## START

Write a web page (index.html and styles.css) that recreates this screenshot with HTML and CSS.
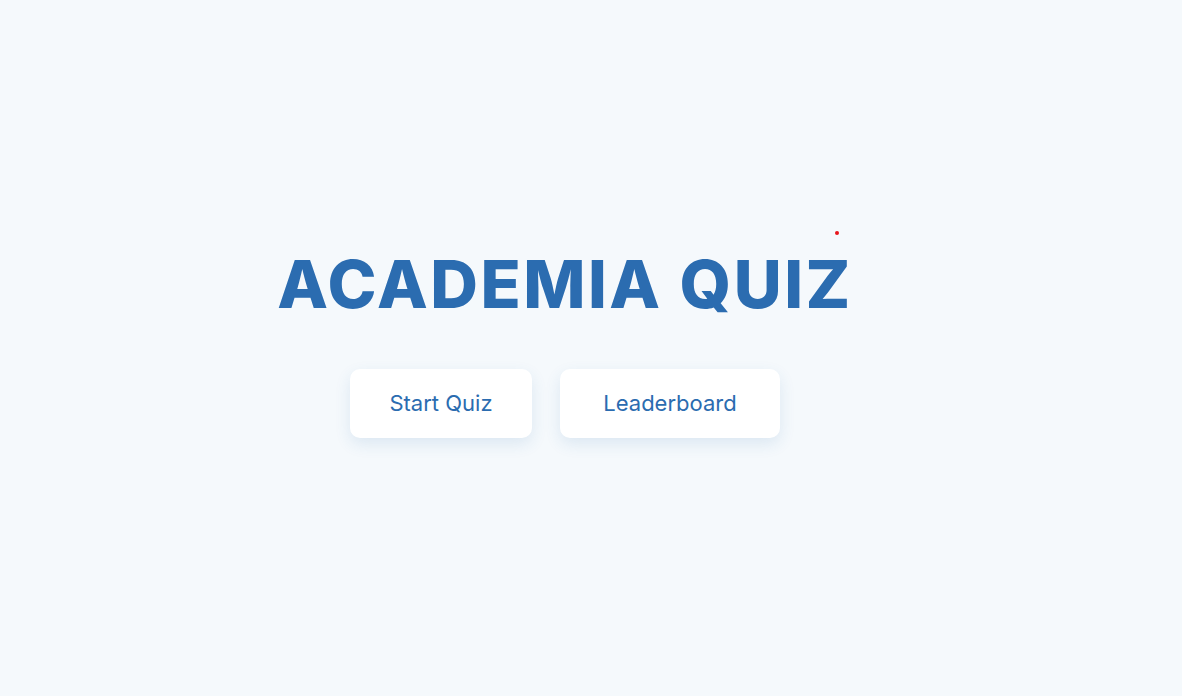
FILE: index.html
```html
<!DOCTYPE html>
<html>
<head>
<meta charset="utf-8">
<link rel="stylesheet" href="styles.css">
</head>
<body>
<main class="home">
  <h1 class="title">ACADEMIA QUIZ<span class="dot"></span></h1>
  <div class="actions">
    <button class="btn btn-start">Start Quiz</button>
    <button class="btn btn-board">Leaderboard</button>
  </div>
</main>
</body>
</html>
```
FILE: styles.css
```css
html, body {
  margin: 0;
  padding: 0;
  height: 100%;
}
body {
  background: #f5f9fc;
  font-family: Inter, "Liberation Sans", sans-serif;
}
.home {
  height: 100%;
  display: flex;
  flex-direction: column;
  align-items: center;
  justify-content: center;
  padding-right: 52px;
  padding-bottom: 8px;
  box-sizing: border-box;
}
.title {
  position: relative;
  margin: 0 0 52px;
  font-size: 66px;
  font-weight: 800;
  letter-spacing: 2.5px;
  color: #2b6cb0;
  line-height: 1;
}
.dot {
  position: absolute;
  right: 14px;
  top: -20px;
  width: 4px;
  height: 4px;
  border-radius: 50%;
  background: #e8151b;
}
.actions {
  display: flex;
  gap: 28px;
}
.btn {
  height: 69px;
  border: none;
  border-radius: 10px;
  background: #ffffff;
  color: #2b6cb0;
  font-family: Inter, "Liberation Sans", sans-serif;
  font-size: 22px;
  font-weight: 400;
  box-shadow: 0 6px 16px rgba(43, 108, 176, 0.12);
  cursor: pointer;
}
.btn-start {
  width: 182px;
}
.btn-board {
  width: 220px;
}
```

## END

Report how many lines of the listing hold the string "index", giving only the number.

2